The best family cars with big boots in the UK
| Car | Official boot space | Why it stands out |
|---|---|---|
| Skoda Superb Estate | 690 litres | Huge load bay and outstanding rear space |
| Volkswagen Passat Estate | 690 litres | Big boot, polished motorway manners |
| Skoda Octavia Estate | 640 litres | Excellent value and easier size for daily life |
| Peugeot E-5008 | up to 916 litres (5-seat layout) | One of the strongest options if you need seven seats too |
| Dacia Jogger | up to 708 litres (5-seat version) | Budget-friendly and unusually versatile |
Skoda Superb Estate
The Superb Estate is the obvious place to start because it does the family-car brief without fuss. Its official 690-litre boot is properly large, but the more important part is the shape. The opening is wide, the floor is long and the car itself has the rear-seat room to cope with bulky child seats and tall passengers at the same time.
Why it works so well for families:
- easy to load with prams, travel cots and airport cases
- very good rear legroom for growing children and adult passengers
- estate-car shape gives you usable space rather than just a high roofline
- usually cheaper to run than a similarly roomy large SUV
The only real downside is size. It is not difficult to drive, but it is a big car, so narrow car parks and older multi-storeys still need a bit more attention.
Volkswagen Passat Estate
The latest Passat Estate matches the Superb with an official 690-litre boot, which tells you a lot about where the practical sweet spot still sits for big family cars. If your mileage is high and you spend a lot of time on the motorway, the Passat makes a strong case for itself because it mixes load space with a more grown-up long-distance feel.
Why it earns a place here:
- genuinely large boot without jumping into SUV running costs
- comfortable, quiet and easy over longer trips
- rear doors open wide enough to make child-seat loading less awkward
- feels a bit more premium than some mainstream alternatives
If you regularly carry dogs, suitcases and buggy gear together, the Passat is one of the easiest cars in this class to recommend.
Skoda Octavia Estate
The 640-litre Octavia Estate is the smart middle ground.
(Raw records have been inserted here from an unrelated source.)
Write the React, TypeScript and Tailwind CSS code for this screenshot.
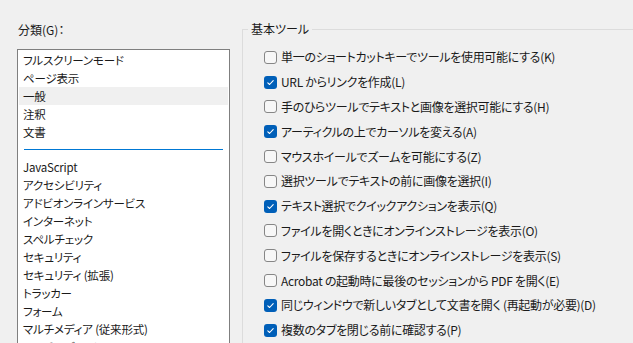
import React from 'react';

interface Option {
  label: string;
  checked: boolean;
}

const categoriesTop = ['フルスクリーンモード', 'ページ表示', '一般', '注釈', '文書'];

const categoriesBottom = [
  'JavaScript',
  'アクセシビリティ',
  'アドビオンラインサービス',
  'インターネット',
  'スペルチェック',
  'セキュリティ',
  'セキュリティ (拡張)',
  'トラッカー',
  'フォーム',
  'マルチメディア (従来形式)',
  'マルチメディアと 3D',
];

const options: Option[] = [
  { label: '単一のショートカットキーでツールを使用可能にする(K)', checked: false },
  { label: 'URL からリンクを作成(L)', checked: true },
  { label: '手のひらツールでテキストと画像を選択可能にする(H)', checked: false },
  { label: 'アーティクルの上でカーソルを変える(A)', checked: true },
  { label: 'マウスホイールでズームを可能にする(Z)', checked: false },
  { label: '選択ツールでテキストの前に画像を選択(I)', checked: false },
  { label: 'テキスト選択でクイックアクションを表示(Q)', checked: true },
  { label: 'ファイルを開くときにオンラインストレージを表示(O)', checked: false },
  { label: 'ファイルを保存するときにオンラインストレージを表示(S)', checked: false },
  { label: 'Acrobat の起動時に最後のセッションから PDF を開く(E)', checked: false },
  { label: '同じウィンドウで新しいタブとして文書を開く (再起動が必要)(D)', checked: true },
  { label: '複数のタブを閉じる前に確認する(P)', checked: true },
];

const Checkbox = ({ checked }: { checked: boolean }) =>
  checked ? (
    <span className="w-[13px] h-[13px] rounded-[3px] bg-[#005fb8] flex items-center justify-center shrink-0">
      <svg width="9" height="9" viewBox="0 0 9 9" fill="none">
        <path d="M1.8 4.8 L3.6 6.5 L7.2 2.6" stroke="white" strokeWidth="1.1" strokeLinecap="round" strokeLinejoin="round" />
      </svg>
    </span>
  ) : (
    <span className="w-[13px] h-[13px] rounded-[3px] border border-[#868686] bg-[#f7f7f7] shrink-0" />
  );

const App = () => {
  return (
    <div
      className="w-[633px] h-[343px] bg-[#f0f0f0] overflow-hidden flex text-[12px] text-[#1a1a1a] leading-[18px]"
      style={{ fontFamily: '"Noto Sans CJK JP", "Noto Sans", sans-serif', fontFeatureSettings: '"palt"' }}
    >
      <div className="w-[230px] shrink-0 pl-[17px] pt-[21px] flex flex-col">
        <div className="pl-px">分類(G)：</div>
        <div className="mt-[10px] flex-1 bg-white border border-[#7f7f7f] border-b-0 pt-[1px] px-px overflow-hidden text-[11.5px] tracking-[-0.2px]">
          {categoriesTop.map((c, i) => (
            <div key={c} className={`h-[18px] pl-[4px] relative ${i === 2 ? 'bg-[#f0f0f0]' : ''}`}>
              {c}
              {i === 1 && <span className="absolute left-[3px] bottom-[-1px] w-[28px] h-px bg-[#0078d4]" />}
            </div>
          ))}
          <div className="h-[17px] pt-[8px] px-[5px]">
            <div className="h-px w-full bg-[#0078d4]" />
          </div>
          {categoriesBottom.map((c) => (
            <div key={c} className="h-[18px] pl-[4px]">
              {c}
            </div>
          ))}
        </div>
      </div>

      <fieldset className="ml-[12px] mt-[20px] flex-1 border border-[#dcdcdc] border-r-0 border-b-0 pl-[21px]">
        <legend className="-ml-[16px] px-[3px]">基本ツール</legend>
        <div className="flex flex-col mt-[7px] tracking-[-0.3px]">
          {options.map((o) => (
            <label key={o.label} className="h-[24.8px] flex items-center gap-[4px] whitespace-nowrap">
              <Checkbox checked={o.checked} />
              <span>{o.label}</span>
            </label>
          ))}
        </div>
      </fieldset>
    </div>
  );
};

export default App;
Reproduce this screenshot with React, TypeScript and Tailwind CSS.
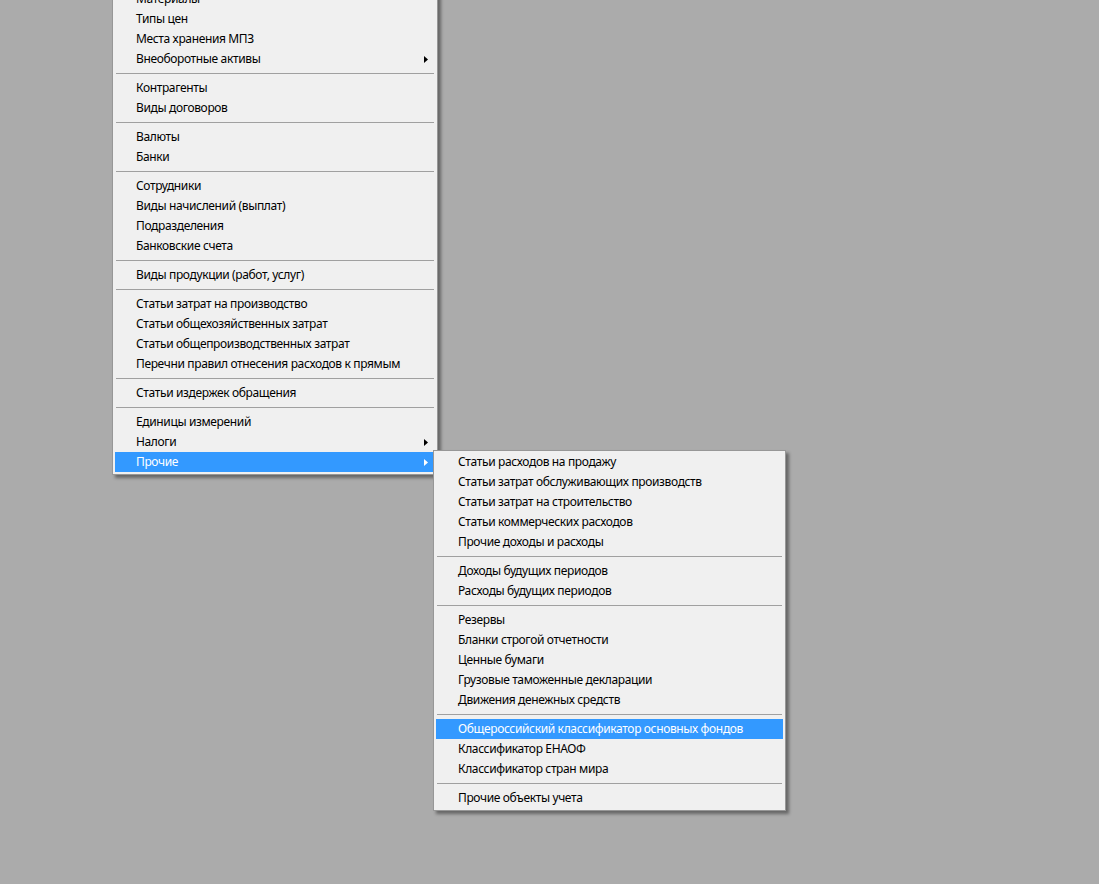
import React from "react";

type Row = { label?: string; sep?: boolean; arrow?: boolean; active?: boolean };

// Main menu (its top is cut off by the window)
const mainMenu: Row[] = [
  { label: "Материалы" },
  { label: "Типы цен" },
  { label: "Места хранения МПЗ" },
  { label: "Внеоборотные активы", arrow: true },
  { sep: true },
  { label: "Контрагенты" },
  { label: "Виды договоров" },
  { sep: true },
  { label: "Валюты" },
  { label: "Банки" },
  { sep: true },
  { label: "Сотрудники" },
  { label: "Виды начислений (выплат)" },
  { label: "Подразделения" },
  { label: "Банковские счета" },
  { sep: true },
  { label: "Виды продукции (работ, услуг)" },
  { sep: true },
  { label: "Статьи затрат на производство" },
  { label: "Статьи общехозяйственных затрат" },
  { label: "Статьи общепроизводственных затрат" },
  { label: "Перечни правил отнесения расходов к прямым" },
  { sep: true },
  { label: "Статьи издержек обращения" },
  { sep: true },
  { label: "Единицы измерений" },
  { label: "Налоги", arrow: true },
  { label: "Прочие", arrow: true, active: true },
];

const subMenu: Row[] = [
  { label: "Статьи расходов на продажу" },
  { label: "Статьи затрат обслуживающих производств" },
  { label: "Статьи затрат на строительство" },
  { label: "Статьи коммерческих расходов" },
  { label: "Прочие доходы и расходы" },
  { sep: true },
  { label: "Доходы будущих периодов" },
  { label: "Расходы будущих периодов" },
  { sep: true },
  { label: "Резервы" },
  { label: "Бланки строгой отчетности" },
  { label: "Ценные бумаги" },
  { label: "Грузовые таможенные декларации" },
  { label: "Движения денежных средств" },
  { sep: true },
  { label: "Общероссийский классификатор основных фондов", active: true },
  { label: "Классификатор ЕНАОФ" },
  { label: "Классификатор стран мира" },
  { sep: true },
  { label: "Прочие объекты учета" },
];

function Arrow({ white }: { white?: boolean }) {
  return (
    <svg width="4" height="7" viewBox="0 0 4 7" className="shrink-0">
      <path d="M0 0 L4 3.5 L0 7 Z" fill={white ? "#ffffff" : "#000000"} />
    </svg>
  );
}

function MenuList({ rows, indent }: { rows: Row[]; indent: string }) {
  return (
    <div className="flex flex-col">
      {rows.map((row, i) =>
        row.sep ? (
          <div key={i} className="h-[9px] flex items-center px-[1px]">
            <div className="h-px w-full bg-[#a0a0a0]" />
          </div>
        ) : (
          <div
            key={i}
            className={`h-5 flex items-center justify-between ${indent} pr-[7px] whitespace-nowrap ${
              row.active ? "bg-[#3399ff] text-white" : "text-[#000000]"
            }`}
          >
            <span>{row.label}</span>
            {row.arrow && <Arrow white={row.active} />}
          </div>
        )
      )}
    </div>
  );
}

export default function App() {
  return (
    <div
      className="relative w-[1099px] h-[884px] overflow-hidden bg-[#ababab] text-[12px] leading-5 tracking-[-0.36px]"
      style={{ fontFamily: '"Noto Sans", "Open Sans", sans-serif' }}
    >
      {/* Main popup menu */}
      <div className="absolute left-[112px] top-[-14px] w-[326px] bg-[#f0f0f0] border border-[#979797] p-[2px] shadow-[3px_3px_3px_rgba(0,0,0,0.4)]">
        <MenuList rows={mainMenu} indent="pl-[21px]" />
      </div>

      {/* Submenu "Прочие" */}
      <div className="absolute left-[433px] top-[450px] w-[353px] bg-[#f0f0f0] border border-[#979797] pt-px pb-[2px] px-[2px] shadow-[3px_3px_3px_rgba(0,0,0,0.4)]">
        <MenuList rows={subMenu} indent="pl-[22px]" />
      </div>
    </div>
  );
}
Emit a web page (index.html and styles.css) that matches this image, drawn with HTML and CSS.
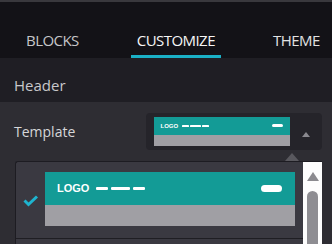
FILE: index.html
```html
<!DOCTYPE html>
<html lang="en">
<head>
  <meta charset="UTF-8" />
  <meta name="viewport" content="width=device-width, initial-scale=1.0"/>
  <title>Customize</title>
  <link rel="stylesheet" href="styles.css">
</head>
<body>
  <div class="tabs">
    <div class="tab">BLOCKS</div>
    <div class="tab active">CUSTOMIZE</div>
    <div class="tab">THEME</div>
  </div>

  <div class="section-title">Header</div>

  <div class="field">
    <label>Template</label>
    <div class="select">
      <div class="preview small">
        <div class="preview-bar">
          <span class="preview-logo">LOGO</span>
          <span class="dash"></span><span class="dash long"></span><span class="dash"></span>
          <span class="pill"></span>
        </div>
        <div class="preview-body"></div>
      </div>
      <div class="select-arrow"><span class="tri"></span></div>
    </div>

    <div class="dropdown">
      <span class="pointer"></span>
      <div class="options">
        <div class="option">
          <div class="check">
            <svg width="16" height="12" viewBox="0 0 16 12">
              <polyline points="1.5,5.5 5.5,9.5 14,1.5" fill="none" stroke="#1eb4cf" stroke-width="3"/>
            </svg>
          </div>
          <div class="preview big">
            <div class="preview-bar">
              <span class="preview-logo">LOGO</span>
              <span class="dash"></span><span class="dash long"></span><span class="dash"></span>
              <span class="pill"></span>
            </div>
            <div class="preview-body"></div>
          </div>
        </div>
      </div>
      <div class="scrollbar">
        <span class="scroll-up"></span>
        <span class="thumb"></span>
      </div>
    </div>
  </div>
</body>
</html>
```

FILE: styles.css
```css
body {
  margin: 0;
  padding: 0;
  width: 332px;
  height: 244px;
  overflow: hidden;
  background: #2e2d33;
  font-family: 'Open Sans', 'Noto Sans', sans-serif;
}

.tabs {
  display: flex;
  align-items: flex-end;
  gap: 46px;
  height: 56px;
  padding-left: 20px;
  background: #131217;
  border-top: 2px solid #39383d;
}

.tab {
  padding: 0 6px 5px;
  line-height: 20px;
  font-size: 15px;
  letter-spacing: -0.55px;
  color: #c6c6c9;
  border-bottom: 3px solid transparent;
}

.tab.active {
  color: #f6f6f6;
  border-bottom-color: #1ab0c6;
}

.tab:last-child {
  color: #e2e2e2;
}

.section-title {
  height: 27px;
  padding: 17px 0 0 14px;
  line-height: 20px;
  font-size: 15px;
  color: #c8c8cb;
  background: #1f1e24;
}

.field {
  position: relative;
  display: flex;
  align-items: center;
  justify-content: space-between;
  padding: 11px 10px 0 14px;
}

label {
  font-size: 14px;
  color: #d6d6d8;
}

.select {
  display: flex;
  align-items: center;
  width: 168px;
  height: 37px;
  padding-left: 8px;
  background: #25242a;
  border-radius: 4px;
}

.select-arrow {
  flex: 1;
  display: flex;
  justify-content: center;
  padding-top: 5px;
}

.tri {
  border-left: 4.5px solid transparent;
  border-right: 4.5px solid transparent;
  border-bottom: 5px solid #8a898f;
}

/* template thumbnail, sized in em so it scales */
.preview {
  width: 22.73em;
  flex-shrink: 0;
}

.preview.small {
  font-size: 6px;
}

.preview.big {
  font-size: 11px;
}

.preview-bar {
  display: flex;
  align-items: center;
  height: 3em;
  padding: 0 1.18em 0 1.09em;
  background: #139b96;
}

.preview-logo {
  font-family: 'Liberation Sans', Arial, sans-serif;
  font-weight: bold;
  color: #fff;
  line-height: 1;
  margin-right: 0.64em;
}

.dash {
  width: 1.09em;
  height: 0.36em;
  margin-right: 0.27em;
  background: #fff;
  border-radius: 0.1em;
}

.dash.long {
  width: 1.73em;
}

.pill {
  width: 1.91em;
  height: 0.55em;
  margin-left: auto;
  background: #fff;
  border-radius: 1em;
}

.preview-body {
  height: 1.91em;
  background: #a09fa4;
}

.dropdown {
  position: absolute;
  top: 59px;
  left: 15px;
  width: 306px;
  height: 82px;
  display: flex;
  background: #3a3941;
  border-top: 1px solid #1d1c22;
  border-left: 1px solid #1d1c22;
  border-top-left-radius: 3px;
}

.pointer {
  position: absolute;
  top: -9px;
  left: 269px;
  border-left: 7.5px solid transparent;
  border-right: 7.5px solid transparent;
  border-bottom: 8px solid #59585e;
}

.options {
  flex: 1;
}

.option {
  display: flex;
  align-items: center;
  padding: 10px 8px 12px 0;
  border-bottom: 1px solid #1f1e23;
}

.check {
  width: 29px;
  display: flex;
  justify-content: center;
  padding-top: 3px;
}

.scrollbar {
  width: 19px;
  display: flex;
  flex-direction: column;
  align-items: center;
  background: #fdfdfd;
}

.scroll-up {
  margin-top: 10px;
  border-left: 6px solid transparent;
  border-right: 6px solid transparent;
  border-bottom: 9px solid #8b8a8f;
}

.thumb {
  flex: 1;
  width: 11px;
  margin-top: 10px;
  background: #8e8d92;
  border-radius: 5.5px 5.5px 0 0;
}
```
It gives away some space versus the Superb and Passat, but it is still far roomier than many family SUVs while being easier to park, lighter on fuel and often better value to buy.
Why families keep ending up in Octavias:
- big enough for a buggy and family shopping without stepping up to a larger class
- more manageable on tight British roads than a full-size estate
- strong used market, so there is usually plenty of choice
- sensible ownership costs for the amount of car you get
If you are shopping used, it is worth reading our guide to used Skoda Octavia problems to look for before you buy.
Peugeot E-5008
If your shortlist starts with “needs seven seats” but you still care about luggage space when the third row is folded away, the E-5008 is one of the most convincing answers on sale. Peugeot quotes up to 916 litres in five-seat use, plus 348 litres when all seven seats are in place.
That matters because many seven-seat SUVs are only truly practical when the rearmost seats are folded flat.
Why the E-5008 stands out:
- huge boot in five-seat mode
- far more flexible than a typical family hatchback or crossover
- useful option for families who only need rows six and seven occasionally
- boxier rear end helps with pushchairs and holiday cases
As ever with seven-seaters, check how often you will really use every seat. If seven-up travel is regular, boot room shrinks quickly once everyone is on board.
Dacia Jogger
The Jogger deserves a place because it approaches family practicality differently. It is not trying to feel premium, but it is one of the most honest family-car packages on the UK market. In five-seat form it offers up to 708 litres of boot space, and its long, simple load bay makes it easier to use than many style-led SUVs.
Why it makes sense:
- a lot of space for the money
- available with seven seats for families that need flexibility
- lighter, simpler and less intimidating than many bulky SUVs
- square boot shape is often more useful than a flashier rival with a smaller opening
If the budget is tight and the brief is “carry people and stuff with minimum drama”, the Jogger is hard to ignore.
Should you buy an estate or an SUV for family boot space?
If boot space is the priority, estates still make a lot of sense. They usually give you:
- longer load bays
- lower loading heights
- better fuel economy than an equivalent SUV
- more stable handling when fully loaded
SUVs still win if you want easier access, a higher driving position or occasional seven-seat flexibility. But if you are choosing purely on luggage space and day-to-day usability, a good estate often beats a fashionable crossover.
If you already know you will need extra carrying capacity for holidays, a roof setup can save you from overbuying the car itself. Our guides to the best roof bars for family cars in the UK and the best roof box for family holidays in the UK are worth a look.
What to check before you buy
Before you sign anything, take the kit you actually use and think beyond the brochure number.
Check:
- whether your pushchair fits without removing wheels
- how much room is left after the buggy goes in
- whether the rear seats fold flat enough for bikes or bigger runs to IKEA
- whether the boot opening is wide enough for dog crates or bulky luggage
- whether a tall lip will get annoying when lifting heavier items regularly
A car with a slightly smaller quoted boot can still be the better real-world choice if the shape is more useful.
Verdict
For outright boot-led family practicality, the Skoda Superb Estate is probably the strongest all-round answer in the UK right now, with the Volkswagen Passat Estate close behind. The Skoda Octavia Estate is the value pick, while the Peugeot E-5008 is the one to test if seven-seat flexibility matters. And if affordability is a major part of the brief, the Dacia Jogger remains one of the smartest practical buys around.
The main takeaway is simple: if you want a truly big family boot, do not default to an SUV automatically. Some of the best answers are still long-roof estates that get on with the job better.